Marveling At The Historical

Math Oldies But Goodies

  • About This Blog

    This blog is mostly about math procedures in textbooks dated from about 1825-1900. I’m writing about them because some of the procedures are exquisite and much more powerful, and simpler, than some of the procedures in current text books. Really!

    I update this blog as frequently as possible ... every 2-3 days. And, if you are a lover of old texts and unique procedures, you might want to talk to me about them, at markdotmath@gmail.com. I’m not an antiquarian; the books I have are dusty, musty, brown-paged scribbled-in texts written by authors with insights into how math works. Unfortunately, most of their procedures have vanished. They’ve been overcome by more traditional perspectives, but you have to realize that at that time, they were teaching the traditional methods.

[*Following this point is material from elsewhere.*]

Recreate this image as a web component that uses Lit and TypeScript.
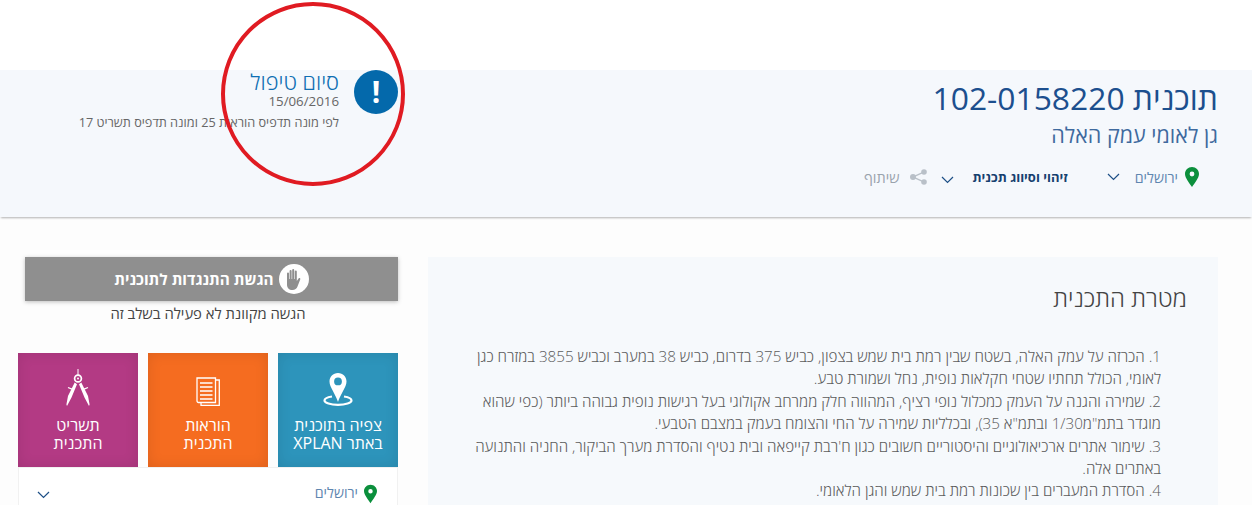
import { LitElement, html, css } from "lit";
import { customElement } from "lit/decorators.js";

const pin = (w: number, h: number) => html`<svg class="pin" width=${w} height=${h} viewBox="0 0 14 20"><path fill="#0b8f3c" fill-rule="evenodd" d="M7 0C3.100 0 0 3.100 0 6.900c0 4 4.400 9.200 7 13.100 2.600-3.900 7-9.100 7-13.100C14 3.100 10.900 0 7 0zm0 4.600a2.400 2.400 0 1 1 0 4.800 2.400 2.400 0 0 1 0-4.800z"/></svg>`;
const chev = html`<svg class="chev" width="13" height="8" viewBox="0 0 13 8"><path d="M1 1l5.500 5.500L12 1" fill="none" stroke="#1d4f86" stroke-width="1.200"/></svg>`;

@customElement("app-root")
export class AppRoot extends LitElement {
  static styles = css`
    :host { display: block; height: 505px; overflow: hidden; position: relative; background: #fff;
      font-family: "Open Sans", "Noto Sans", "DejaVu Sans", sans-serif; direction: rtl; }
    .top { height: 70px; background: #fff; }
    .band { height: 147px; background: #f5f8fc; box-shadow: 0 2px 2px -1px rgba(0,0,0,.3); display: flex; padding: 0 34px 0 0; box-sizing: border-box; position: relative; }
    .plan { display: flex; flex-direction: column; align-items: flex-start; }
    h1 { margin: 5px 0 0; font-size: 31.800px; line-height: 46px; font-weight: 400; color: #1c4f8e; white-space: nowrap; }
    h2 { margin: 0; font-size: 21.500px; line-height: 27px; font-weight: 400; color: #3f6a9e; white-space: nowrap; }
    .tools { display: flex; align-items: center; margin-top: 19px; margin-right: 19px; font-size: 14.200px; color: #5f86b0; white-space: nowrap; height: 20px; }
    .tools .pin { margin-left: 7px; }
    .city { margin-left: 15px; }
    .c1 { margin-left: 39px; display: flex; }
    .tools b { color: #16406f; font-size: 13px; font-weight: 700; margin-left: 19px; }
    .c2 { margin-top: 5px; display: flex; }
    .share { color: #9aa3ad; font-size: 14.500px; }
    .shareic { margin: 0 14px 0 10px; }
    .status { position: absolute; left: 78px; top: 0; width: 320px; display: flex; gap: 15px; }
    .alert { flex: none; width: 44px; height: 44px; border-radius: 50%; background: #0469ab; color: #fff; font-size: 30px; font-weight: 700; line-height: 44px; text-align: center; }
    .stxt { flex: 1; white-space: nowrap; }
    .st { font-size: 21.800px; line-height: 24px; font-weight: 300; color: #0f6fb3; }
    .sd { font-size: 13.300px; line-height: 17px; color: #666; margin-top: -1px; }
    .sn { font-size: 12.700px; line-height: 17px; color: #666; margin-top: 4px; }
    .ring { position: absolute; left: 221px; top: 2px; width: 184px; height: 184px; border: 4px solid #e01b22; border-radius: 50%; box-sizing: border-box; pointer-events: none; }
    .main { display: flex; gap: 30px; padding: 40px 34px 0 18px; align-items: flex-start; background: #fdfdfd; height: 288px; box-sizing: border-box; }
    .article { width: 790px; flex: none; background: #f6f9fc; box-sizing: border-box; padding: 24px 31px 0 30px; height: 260px; }
    h3 { margin: 0; font-size: 24px; line-height: 34px; font-weight: 300; color: #444; }
    .article p { margin: 30px 26px 0 7px; font-size: 15.200px; line-height: 22.400px; font-weight: 300; color: #5c5c5c; }
    .side { width: 380px; flex: none; }
    .obj { margin-left: 7px; height: 44px; background: #8f8f8f; box-shadow: 0 1px 4px rgba(0,0,0,.25); color: #fff; font-size: 15.300px; font-weight: 700; display: flex; align-items: center; justify-content: center; gap: 5px; }
    .hand { width: 30px; height: 30px; border-radius: 50%; background: #fff; display: flex; align-items: center; justify-content: center; }
    .note { text-align: center; font-size: 14.800px; line-height: 24px; color: #444; }
    .tiles { display: flex; gap: 10px; margin-top: 28px; }
    .tile { width: 120px; height: 114px; color: #fff; text-align: center; font-size: 16px; line-height: 18px; display: flex; flex-direction: column; align-items: center; box-sizing: border-box; padding-top: 15px; box-shadow: inset 0 0 14px rgba(0,0,0,.1); }
    .ico { height: 38px; margin-bottom: 10px; display: flex; align-items: flex-end; }
    .b { background: #2d94bb; } .o { background: #f56c20; } .m { background: #b33a84; }
    .place { background: #fff; border: 1px solid #f1f1f1; height: 60px; box-sizing: border-box; display: flex; align-items: flex-start; padding: 15px 20px 0 18px; font-size: 14.200px; line-height: 20px; color: #5f86b0; width: 380px; }
    .place .pin { margin-left: 6px; margin-top: 1px; }
    .place .chev { margin-right: auto; margin-top: 8px; }
  `;
  render() {
    return html`
      <div class="top"></div>
      <header class="band">
        <div class="plan">
          <h1>תוכנית 102-0158220</h1>
          <h2>גן לאומי עמק האלה</h2>
          <div class="tools">
            ${pin(14, 20)}<span class="city">ירושלים</span><span class="c1">${chev}</span>
            <b>זיהוי וסיווג תכנית</b><span class="c2">${chev}</span>
            <svg class="shareic" width="17" height="16" viewBox="0 0 17 16"><g fill="#b9c0c8"><circle cx="3" cy="8" r="3"/><circle cx="14" cy="3" r="2.800"/><circle cx="14" cy="13" r="2.800"/><path d="M3 7.300L14 2.300l.5 1.200L3.500 8.500zM3.500 7.500l11 5-.5 1.200-11-5z"/></g></svg>
            <span class="share">שיתוף</span>
          </div>
        </div>
        <div class="status">
          <div class="alert">!</div>
          <div class="stxt">
            <div class="st">סיום טיפול</div>
            <div class="sd">15/06/2016</div>
            <div class="sn">לפי מונה תדפיס הוראות 25 ומונה תדפיס תשריט 17</div>
          </div>
        </div>
      </header>
      <div class="ring"></div>
      <main class="main">
        <article class="article">
          <h3>מטרת התכנית</h3>
          <p>1. הכרזה על עמק האלה, בשטח שבין רמת בית שמש בצפון, כביש 375 בדרום, כביש 38 במערב וכביש 3855 במזרח כגן לאומי, הכולל תחתיו שטחי חקלאות נופית, נחל ושמורת טבע.<br>
          2. שמירה והגנה על העמק כמכלול נופי רציף, המהווה חלק ממרחב אקולוגי בעל רגישות נופית גבוהה ביותר (כפי שהוא מוגדר בתמ"מ1/30 ובתמ"א 35), ובכלליות שמירה על החי והצומח בעמק במצבם הטבעי.<br>
          3. שימור אתרים ארכיאולוגיים והיסטוריים חשובים כגון ח'רבת קייפאה ובית נטיף והסדרת מערך הביקור, החניה והתנועה באתרים אלה.<br>
          4. הסדרת המעברים בין שכונות רמת בית שמש והגן הלאומי.</p>
        </article>
        <aside class="side">
          <div class="obj"><span class="hand"><svg width="16" height="21" viewBox="0 0 16 21"><path fill="#8f8f8f" d="M1 4.500a1 1 0 0 1 2 0V10h.6V2a1 1 0 0 1 2 0v8h.6V1a1 1 0 0 1 2 0v9h.6V2.500a1 1 0 0 1 2 0V12l1.800-2.600c.7-1 2.100-.2 1.700.8L11.500 17.500C10.700 19.500 9 21 6.500 21 3 21 1 19 1 15.500z"/></svg></span>הגשת התנגדות לתוכנית</div>
          <div class="note">הגשה מקוונת לא פעילה בשלב זה</div>
          <div class="tiles">
            <div class="tile b"><span class="ico"><svg width="30" height="33" viewBox="0 0 30 33"><path fill="none" stroke="#fff" stroke-width="2.200" d="M9 23.500c-4.500.7-7.500 2.200-7.500 4 0 2.400 6 4.300 13.500 4.300s13.500-1.900 13.500-4.300c0-1.800-3-3.300-7.500-4"/><path fill="#fff" fill-rule="evenodd" d="M15 0C10 0 6.500 3.800 6.500 8.500 6.500 14 12.500 21 15 29c2.500-8 8.500-15 8.500-20.500C23.500 3.800 20 0 15 0zm0 4.500a3.900 3.900 0 1 1 0 7.800 3.900 3.900 0 0 1 0-7.800z"/></svg></span>צפיה בתוכנית<br>באתר XPLAN</div>
            <div class="tile o"><span class="ico"><svg width="24" height="29" viewBox="0 0 24 29"><path fill="none" stroke="#fff" stroke-width="1.300" d="M19.500 3h3.800v25.300H5V25.500M1 1h18.500v24.500H2.500A1.500 1.500 0 0 1 1 24z"/><path stroke="#fff" stroke-width="1.500" d="M4 6h12.500M4 10h12.500M4 14h12.500M4 18h12.500M4 22h12.500"/></svg></span>הוראות<br>התכנית</div>
            <div class="tile m"><span class="ico"><svg width="24" height="37" viewBox="0 0 24 37"><path fill="#fff" d="M11.500 0h1v6h-1zM8.700 13.500l2.300 1.700-5.500 13.300L1 37l-.6-1.500L2 27zM15.300 13.500l-2.300 1.700 5.500 13.300L23 37l.6-1.500L22 27z"/><circle cx="12" cy="9.500" r="3.400" fill="none" stroke="#fff" stroke-width="1.700"/><circle cx="12" cy="9.500" r="1" fill="#fff"/><path stroke="#fff" stroke-width="1.300" d="M2 18.500l4 1.700M22 18.500l-4 1.700"/></svg></span>תשריט<br>התכנית</div>
          </div>
          <div class="place">${pin(13, 20)}<span>ירושלים</span>${chev}</div>
        </aside>
      </main>`;
  }
}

Archive for the ‘fractions’ Category

In 1877, Mr. Ray Reasons with Fractions

Posted by mark schwartz on September 8, 2016

Introduction

In Mr. Ray’s 1877 Ray’s New Intellectual Arithmetic, an elementary school text, he presents some of the problems with their solution. A sample of these are worth looking at because in every case he shows a solution method which is based on fractions and knowing how to handle a sequence of fractions. But it’s not only the sequence of fraction operations but also the logic of these fraction operations that elementary school children had to follow. This required them to think about the relationships in the problem. I’d like to further note that this method of solution for all 7 problems presented here is seen in many of the texts of that era. It really required students to understand fractions! I’m not proposing that we use this “fractional” method in lieu of solving them by either proportions – the first 4 problems – or simple equations, the last 3 problems.

The Story

All these problems are from his text. Read the solutions slowly to really enjoy the subtlety of the method.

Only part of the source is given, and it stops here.